GIVEN EXERCISE: Quote the data below in full, minus the images.

DATA LINES:
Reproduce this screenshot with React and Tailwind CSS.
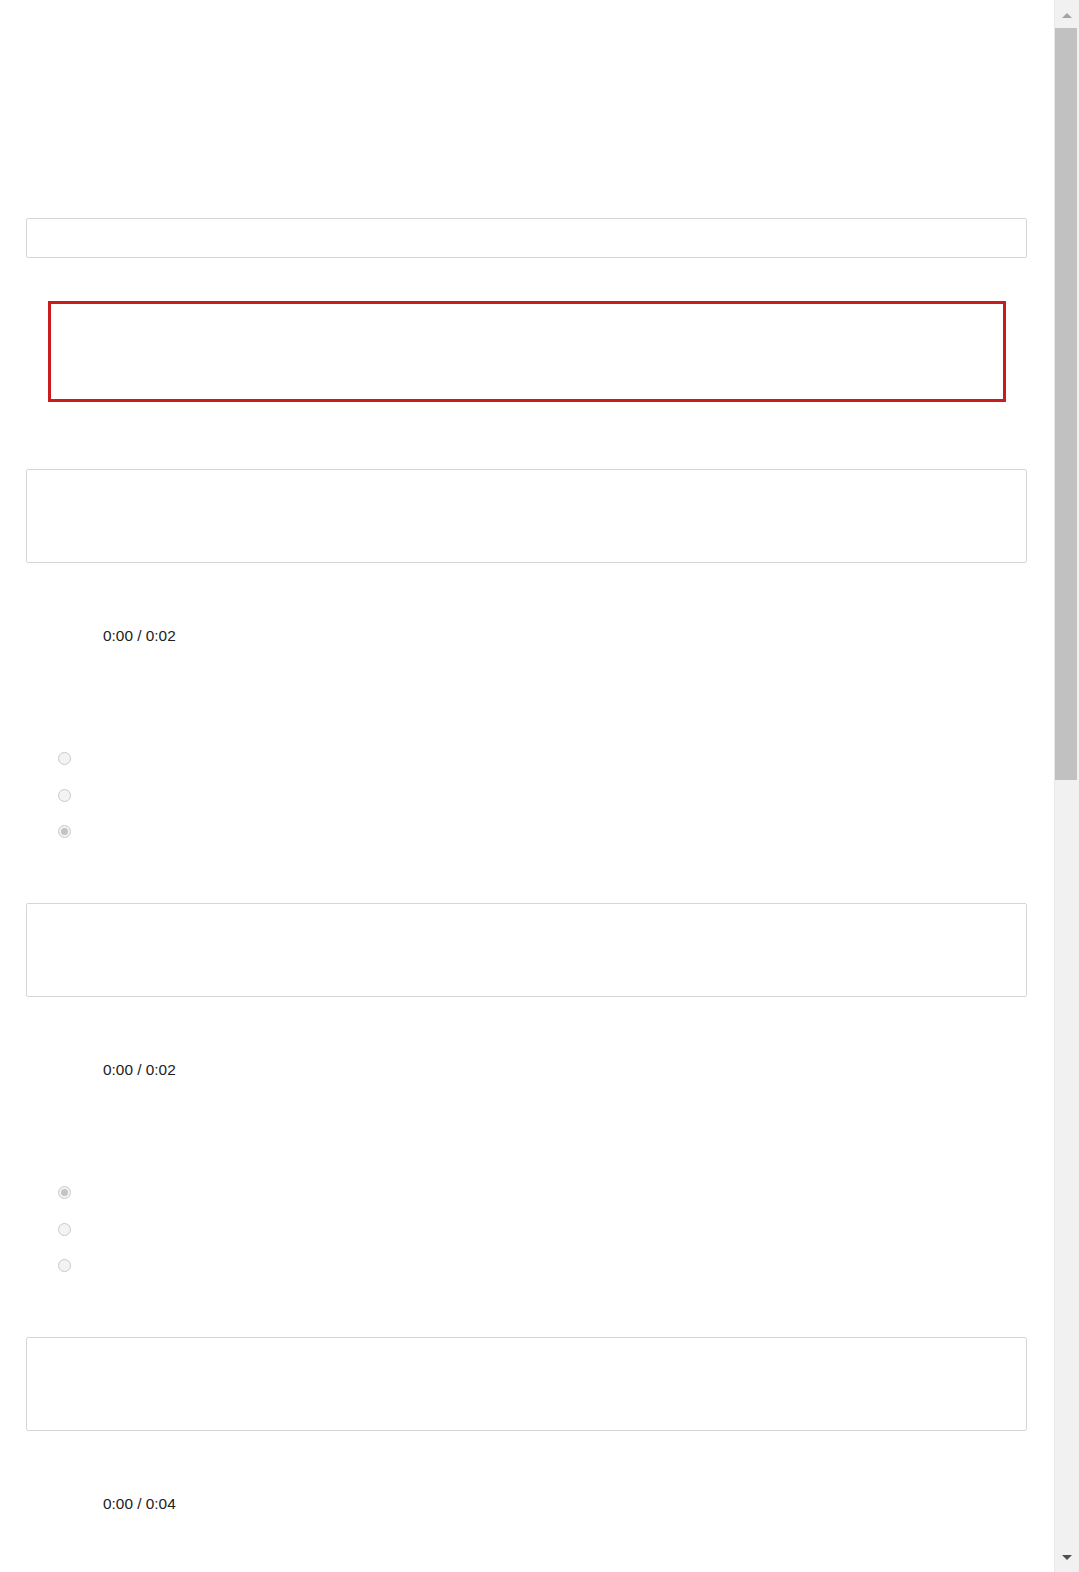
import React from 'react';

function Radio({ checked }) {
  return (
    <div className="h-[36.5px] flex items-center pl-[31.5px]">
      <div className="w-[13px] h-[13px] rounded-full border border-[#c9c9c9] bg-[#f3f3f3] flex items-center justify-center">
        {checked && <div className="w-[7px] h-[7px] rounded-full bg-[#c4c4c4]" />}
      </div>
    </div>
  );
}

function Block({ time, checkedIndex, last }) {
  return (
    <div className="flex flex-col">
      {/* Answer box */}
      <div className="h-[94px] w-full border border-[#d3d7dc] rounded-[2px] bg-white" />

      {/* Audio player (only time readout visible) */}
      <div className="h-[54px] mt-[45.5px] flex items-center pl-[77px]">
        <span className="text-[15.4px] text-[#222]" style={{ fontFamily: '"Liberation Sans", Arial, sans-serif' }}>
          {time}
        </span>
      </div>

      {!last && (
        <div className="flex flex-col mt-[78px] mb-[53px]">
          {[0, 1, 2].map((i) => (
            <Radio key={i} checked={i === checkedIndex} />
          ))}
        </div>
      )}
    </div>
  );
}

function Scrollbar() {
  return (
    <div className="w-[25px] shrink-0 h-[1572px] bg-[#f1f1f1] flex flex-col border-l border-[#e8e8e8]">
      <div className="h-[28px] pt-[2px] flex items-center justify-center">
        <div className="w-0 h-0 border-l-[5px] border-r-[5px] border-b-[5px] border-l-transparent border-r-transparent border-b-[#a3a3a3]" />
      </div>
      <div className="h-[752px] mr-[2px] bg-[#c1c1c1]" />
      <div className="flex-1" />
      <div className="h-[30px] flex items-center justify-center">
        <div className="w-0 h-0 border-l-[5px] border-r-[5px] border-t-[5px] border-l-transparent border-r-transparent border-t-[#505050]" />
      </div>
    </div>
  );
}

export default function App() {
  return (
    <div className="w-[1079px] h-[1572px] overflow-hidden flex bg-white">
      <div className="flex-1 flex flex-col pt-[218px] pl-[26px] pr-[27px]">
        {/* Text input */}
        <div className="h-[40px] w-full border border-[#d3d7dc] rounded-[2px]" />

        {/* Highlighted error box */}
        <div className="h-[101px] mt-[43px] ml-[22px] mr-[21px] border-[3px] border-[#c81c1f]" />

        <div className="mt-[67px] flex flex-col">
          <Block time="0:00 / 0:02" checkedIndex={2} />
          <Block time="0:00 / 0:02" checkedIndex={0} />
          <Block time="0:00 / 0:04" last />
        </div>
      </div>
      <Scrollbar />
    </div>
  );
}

RESULT OF THIS TASK:
Reproduce this screenshot with React and Tailwind CSS.
import React from 'react';

function Radio({ checked }) {
  return (
    <div className="h-[36.5px] flex items-center pl-[31.5px]">
      <div className="w-[13px] h-[13px] rounded-full border border-[#c9c9c9] bg-[#f3f3f3] flex items-center justify-center">
        {checked && <div className="w-[7px] h-[7px] rounded-full bg-[#c4c4c4]" />}
      </div>
    </div>
  );
}

function Block({ time, checkedIndex, last }) {
  return (
    <div className="flex flex-col">
      {/* Answer box */}
      <div className="h-[94px] w-full border border-[#d3d7dc] rounded-[2px] bg-white" />

      {/* Audio player (only time readout visible) */}
      <div className="h-[54px] mt-[45.5px] flex items-center pl-[77px]">
        <span className="text-[15.4px] text-[#222]" style={{ fontFamily: '"Liberation Sans", Arial, sans-serif' }}>
          {time}
        </span>
      </div>

      {!last && (
        <div className="flex flex-col mt-[78px] mb-[53px]">
          {[0, 1, 2].map((i) => (
            <Radio key={i} checked={i === checkedIndex} />
          ))}
        </div>
      )}
    </div>
  );
}

function Scrollbar() {
  return (
    <div className="w-[25px] shrink-0 h-[1572px] bg-[#f1f1f1] flex flex-col border-l border-[#e8e8e8]">
      <div className="h-[28px] pt-[2px] flex items-center justify-center">
        <div className="w-0 h-0 border-l-[5px] border-r-[5px] border-b-[5px] border-l-transparent border-r-transparent border-b-[#a3a3a3]" />
      </div>
      <div className="h-[752px] mr-[2px] bg-[#c1c1c1]" />
      <div className="flex-1" />
      <div className="h-[30px] flex items-center justify-center">
        <div className="w-0 h-0 border-l-[5px] border-r-[5px] border-t-[5px] border-l-transparent border-r-transparent border-t-[#505050]" />
      </div>
    </div>
  );
}

export default function App() {
  return (
    <div className="w-[1079px] h-[1572px] overflow-hidden flex bg-white">
      <div className="flex-1 flex flex-col pt-[218px] pl-[26px] pr-[27px]">
        {/* Text input */}
        <div className="h-[40px] w-full border border-[#d3d7dc] rounded-[2px]" />

        {/* Highlighted error box */}
        <div className="h-[101px] mt-[43px] ml-[22px] mr-[21px] border-[3px] border-[#c81c1f]" />

        <div className="mt-[67px] flex flex-col">
          <Block time="0:00 / 0:02" checkedIndex={2} />
          <Block time="0:00 / 0:02" checkedIndex={0} />
          <Block time="0:00 / 0:04" last />
        </div>
      </div>
      <Scrollbar />
    </div>
  );
}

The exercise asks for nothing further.